The work was differentiated from my perspective because I knew how much went into it. That did not guarantee it felt differentiated from theirs.

This is an uncomfortable distinction for builders. We often confuse the difficulty of making something with the strength of the reason to choose it. The audience does not owe us attention in proportion to our effort.

Your first audience can distort the signal

The channel got decent views from friends and people around the university. That felt like traction. Some of it was genuine. Some of it came from the natural distribution you have when you see hundreds of people across classes, clubs, and campus life. You can send a link, ask friends to subscribe, and build momentum inside a community that already knows you.

That audience was supportive, but it was not a clean test of whether the work would travel.

Once the social connection disappears, the song has to create its own reason to be remembered. "A person I know made this" is a valid reason to click once. It is not a durable differentiation strategy.

Startups face the same trap. Early users may arrive through the founders' network, a community launch, investor introductions, or simple goodwill. Usage proves that someone tried the product. It does not prove the product owns a clear place in that person's mind.

People can use something marginally better and still forget it.

Marginally better is easy to forget

Many startup ideas are improvements over what already exists. The interface is cleaner. The workflow saves a few steps. The model is slightly more accurate. The price is lower.

Those improvements can produce a useful product. They do not always produce a product that sticks.

Strong differentiation has to be legible. A user should be able to feel it without reading the architecture diagram or listening to the founder explain how hard the system was to build. The difference should click in the moment of use.

That does not mean every company needs a gimmick. It means the product needs an advantage that matters enough to change behavior. If the user cannot explain why they would return, the differentiation may exist only inside the company.

I had technical differentiation on the YouTube channel. I could do more parts of the production process than most people expected from one person. But I did not differentiate exceptionally on the dimension the audience cared about most. I was not clearly the singer they had to hear, the instrumentalist they had to watch, or the arranger whose version changed how they understood the song. The overall result was good. The reason to remember it was not sharp enough.

Breadth helps you start, then becomes a ceiling

Doing everything myself was not a mistake. It gave me taste across the full production chain. I learned how an arrangement creates space for a vocal, how recording choices affect the mix, and how the mix changes what the video needs to communicate. That breadth still affects how I build systems.

But breadth can turn into a ceiling when pride makes delegation feel like a loss.

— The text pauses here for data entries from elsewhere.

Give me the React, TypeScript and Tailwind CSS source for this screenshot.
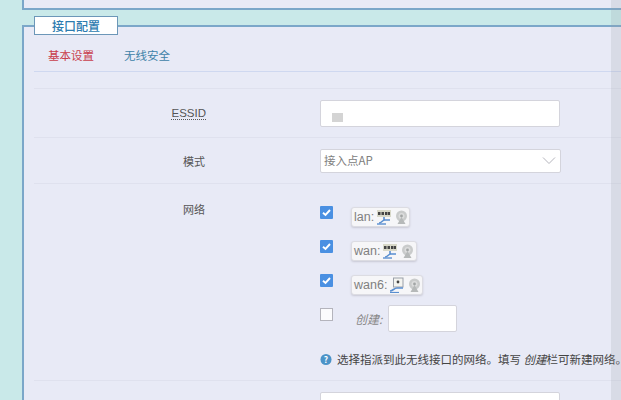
const cjk = { fontFamily: '"Noto Sans CJK SC", "Liberation Sans", sans-serif' };
const latin = { fontFamily: '"Liberation Sans", "Noto Sans CJK SC", sans-serif' };

function Ports() {
  return (
    <svg width="16" height="16" viewBox="0 0 16 16" className="shrink-0">
      <rect x="1" y="1" width="14" height="7" fill="#d8d8c8" />
      <rect x="2" y="3" width="2.5" height="3" fill="#444" />
      <rect x="5.5" y="3" width="2.5" height="3" fill="#444" />
      <rect x="9" y="3" width="2.5" height="3" fill="#444" />
      <rect x="12" y="3" width="2" height="3" fill="#444" />
      <path d="M8 8 V11 M3 14 C6 14 6 11 9 11 H14" stroke="#5a8fd0" strokeWidth="1.6" fill="none" />
      <path d="M1 15 H10" stroke="#5a8fd0" strokeWidth="1.4" />
    </svg>
  );
}

function Monitor() {
  return (
    <svg width="16" height="16" viewBox="0 0 16 16" className="shrink-0">
      <rect x="4.5" y="1" width="9.5" height="9" fill="#f4f4f0" stroke="#9a9fa8" />
      <circle cx="9" cy="5" r="1.4" fill="#444" />
      <path d="M1 14 C4 14 5 11 8 11 H14" stroke="#5a8fd0" strokeWidth="1.6" fill="none" />
      <path d="M1 15.5 H10" stroke="#5a8fd0" strokeWidth="1.2" />
    </svg>
  );
}

function Wifi() {
  return (
    <svg width="15" height="15" viewBox="0 0 15 15" className="shrink-0">
      <circle cx="7.5" cy="6" r="5.5" fill="#c9cbcb" />
      <circle cx="7.5" cy="6" r="3" fill="#dcdddd" />
      <circle cx="7.5" cy="6" r="1.4" fill="#a2a5a5" />
      <path d="M7.5 7 L3.5 14 H11.5 Z" fill="#b6b9b9" />
    </svg>
  );
}

function Check({ on }: { on: boolean }) {
  return on ? (
    <span className="w-[13px] h-[13px] bg-[#4a90e2] rounded-[1px] flex items-center justify-center shrink-0">
      <svg width="11" height="11" viewBox="0 0 11 11">
        <path d="M2 5.8 L4.5 8 L9 3" stroke="#fff" strokeWidth="1.9" fill="none" />
      </svg>
    </span>
  ) : (
    <span className="w-[13px] h-[13px] mt-[3px] bg-[#fbfbfd] border border-[#b4b4bc] shrink-0" />
  );
}

function Badge({ label, w, icon }: { label: string; w: string; icon: React.ReactNode }) {
  return (
    <span className={`${w} h-[20px] mt-[1px] ml-[18px] pl-[2px] flex items-center gap-[2px] bg-[#f6f6f8] border border-[#dcdce2] rounded-[3px] shadow-[0_1px_2px_#c8c8d4] text-[12.5px] text-[#808080]`} style={latin}>
      <span>{label}</span>
      {icon}
      <Wifi />
    </span>
  );
}

function NetRow({ label, w, icon, className }: { label: string; w: string; icon: React.ReactNode; className: string }) {
  return (
    <div className={`flex items-start ${className}`}>
      <Check on />
      <Badge label={label} w={w} icon={icon} />
    </div>
  );
}

export default function App() {
  return (
    <div className="relative w-[621px] h-[400px] overflow-hidden bg-[#c9e9e9] text-[11px]" style={cjk}>
      <div className="ml-[22px] h-[10px] bg-[#e8eaf6] border-l-2 border-b-2 border-[#7ba7c9]" />
      <div className="mt-[15px] ml-[22px] h-[375px] bg-[#e8eaf6] border-l-2 border-t-2 border-[#7ba7c9]">
        <div className="-mt-[11px] ml-[10px] w-[84px] h-[19px] bg-white border border-[#6c97b8] flex items-center justify-center text-[12px] font-medium text-[#2c7cb0]">
          接口配置
        </div>
        <div className="ml-[10px] h-[37px] border-b border-[#cfd8f0] flex items-center gap-[30px] pl-[14px] pt-[5px] text-[11.5px]">
          <span className="text-[#c8404c]">基本设置</span>
          <span className="text-[#3f82a8]">无线安全</span>
        </div>
        <div className="ml-[10px] h-[17px] border-b border-[#dfe1ee]" />

        <div className="ml-[10px] h-[49px] border-b border-[#dfe1ee] flex items-center">
          <div className="w-[172px] shrink-0 text-right text-[#555] text-[11.5px]">
            <span className="border-b border-dotted border-[#555]" style={latin}>ESSID</span>
          </div>
          <div className="ml-[114px] w-[240px] h-[27px] bg-white border border-[#d4d4dc] rounded-[2px] pl-[11px] pt-[12px]">
            <div className="w-[11px] h-[9px] bg-[#d4d4d4]" />
          </div>
        </div>

        <div className="ml-[10px] h-[46px] border-b border-[#dfe1ee] flex items-center">
          <div className="w-[172px] shrink-0 text-right text-[#555] pr-[1px] pt-[2px]">模式</div>
          <div className="ml-[114px] w-[241px] h-[24px] bg-white border border-[#d4d4dc] rounded-[2px] pl-[3px] pr-[4px] flex items-center justify-between text-[#808080] text-[11.5px]">
            <span>接入点AP</span>
            <svg width="14" height="9" viewBox="0 0 14 9">
              <path d="M1 1.5 L7 7.5 L13 1.5" stroke="#b5b5bd" strokeWidth="1" fill="none" />
            </svg>
          </div>
        </div>

        <div className="ml-[10px] h-[197px] border-b border-[#dfe1ee] flex">
          <div className="w-[172px] shrink-0 text-right text-[#555] pr-[1px] pt-[17px]">网络</div>
          <div className="ml-[114px] flex flex-col">
            <NetRow label="lan:" w="w-[59px]" icon={<Ports />} className="mt-[22px] h-[20px]" />
            <NetRow label="wan:" w="w-[66px]" icon={<Ports />} className="mt-[14px] h-[20px]" />
            <NetRow label="wan6:" w="w-[72px]" icon={<Monitor />} className="mt-[14px] h-[20px]" />
            <div className="mt-[11px] h-[27px] flex items-start">
              <Check on={false} />
              <span className="ml-[22px] mt-[5px] italic text-[12px] text-[#888]">创建:</span>
              <span className="ml-[6px] w-[69px] h-[27px] bg-white border border-[#d4d4dc] rounded-[2px]" />
            </div>
            <div className="mt-[19px] flex items-center gap-[5px] whitespace-nowrap text-[#444] text-[11.5px]">
              <svg width="12" height="13" viewBox="0 0 13 13" className="shrink-0">
                <circle cx="6.5" cy="6.5" r="6" fill="#4b93c8" />
                <text x="6.5" y="10" textAnchor="middle" fontSize="9" fontWeight="700" fill="#fff">?</text>
              </svg>
              <span>选择指派到此无线接口的网络。填写 <em>创建</em>栏可新建网络。</span>
            </div>
          </div>
        </div>

        <div className="ml-[10px] flex">
          <div className="w-[172px] shrink-0 text-right text-[#777] pt-[16px]" style={latin}>WMM</div>
          <div className="ml-[114px] mt-[11px] w-[240px] h-[24px] bg-white border border-[#d4d4dc] rounded-[2px] pl-[3px] flex items-center text-[#808080]" style={latin}>
            Enabled
          </div>
        </div>
      </div>
      <div className="absolute top-0 right-0 bottom-0 w-[10px] bg-[#9aa0a8]/20" />
    </div>
  );
}
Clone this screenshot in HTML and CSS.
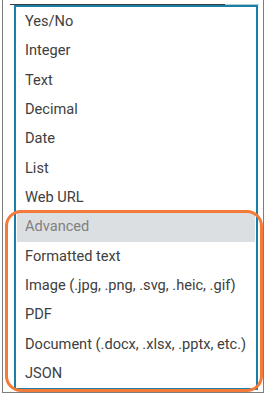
FILE: index.html
```html
<!DOCTYPE html>
<html>
<head>
<meta charset="utf-8">
<link rel="stylesheet" href="styles.css">
</head>
<body>
<div class="frame">
  <div class="topbar"><div class="topline"></div><div class="toptab"></div></div>
  <ul class="list">
    <li class="item">Yes/No</li>
    <li class="item">Integer</li>
    <li class="item">Text</li>
    <li class="item">Decimal</li>
    <li class="item">Date</li>
    <li class="item">List</li>
    <li class="item">Web URL</li>
    <li class="item group">Advanced</li>
    <li class="item">Formatted text</li>
    <li class="item">Image (.jpg, .png, .svg, .heic, .gif)</li>
    <li class="item">PDF</li>
    <li class="item">Document (.docx, .xlsx, .pptx, etc.)</li>
    <li class="item">JSON</li>
  </ul>
  <div class="highlight"></div>
</div>
</body>
</html>
```
FILE: styles.css
```css
html, body {
  margin: 0;
  padding: 0;
  background: #ffffff;
}
.frame {
  position: relative;
  box-sizing: border-box;
  margin-left: 2px;
  width: 262px;
  height: 393px;
  padding-top: 4px;
  border: 1px solid #7d7d7d;
  border-top: none;
  font-family: Roboto, "Liberation Sans", sans-serif;
}
.topbar {
  display: flex;
  margin-left: 7px;
  margin-right: 4px;
  height: 1px;
}
.topline {
  flex: 1;
  background: #3c3c3c;
}
.toptab {
  width: 34px;
  background: #a9cdd3;
}
.list {
  list-style: none;
  margin: 0 0 0 11px;
  padding: 0 1px;
  width: 244px;
  box-sizing: border-box;
  border: 2px solid #1b7ea4;
}
.item {
  height: 29.33px;
  line-height: 29.33px;
  padding-left: 8px;
  font-size: 14.6px;
  color: #404040;
  white-space: nowrap;
}
.group {
  background: #dcdfe2;
  color: #808080;
}
.highlight {
  position: absolute;
  left: 2px;
  top: 210px;
  width: 258px;
  height: 182px;
  box-sizing: border-box;
  border: 3px solid #f47a3a;
  border-radius: 16px;
  pointer-events: none;
}
```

You cannot be exceptional at every part. At some point, the person who has spent years on one discipline will see decisions you cannot see. The better move is to find that person and give them room to be excellent.

The role changes from playing every instrument to leading the orchestra.

An orchestra leader still needs taste. They need enough understanding to know when something is off, ask the right question, and connect one person's work to everyone else's. They do not prove their value by grabbing every instrument during the performance.

Founders often resist this transition. In the beginning, doing everything is survival. Later, it becomes identity. The same versatility that got the product moving can prevent it from becoming exceptional because every function remains capped by the founder's available time and partial expertise.

The lesson is not "delegate everything." It is to know which work builds essential founder judgment and which work now deserves a real expert.

Unreasonable deadlines still gave me something valuable

I would not remove the weekly pressure from that story. The deadlines trained a useful operating instinct.

When time is unreasonable, you discover the actual order of operations. You stop treating every decision as equally important. You build templates, shorten feedback loops, and learn which quality problems are visible versus theoretical. Shipping every week made the next week possible.

That ability matters in startups. Speed is not only typing faster or working longer. It is the accumulated result of having made similar decisions under pressure until the path becomes obvious.

But execution speed cannot rescue weak differentiation forever. It can help you test more ideas and reach the truth sooner. It cannot make users care about a difference they do not value.

I have not found the sharp wedge yet

The honest ending is that I am still looking for the startup idea where the differentiation clicks that clearly.

I can see many ideas that are useful. I can see ways to make existing systems cheaper, more observable, or easier to operate. Those are real improvements. I do not want to confuse a credible improvement with a reason a product becomes unforgettable.

That uncertainty does not bother me as much as it used to. The YouTube channel gave me a better test.

I now ask two separate questions:

  1. Can I build this well and deliver it quickly?
  2. Will the difference matter immediately to the person using it?

The first question is about execution. The second is about pull. A startup needs both, and strength in one can hide weakness in the other for a surprisingly long time.

I used to take pride in being the whole band. Now I would rather build the taste to assemble the right one, then find the idea worth playing together.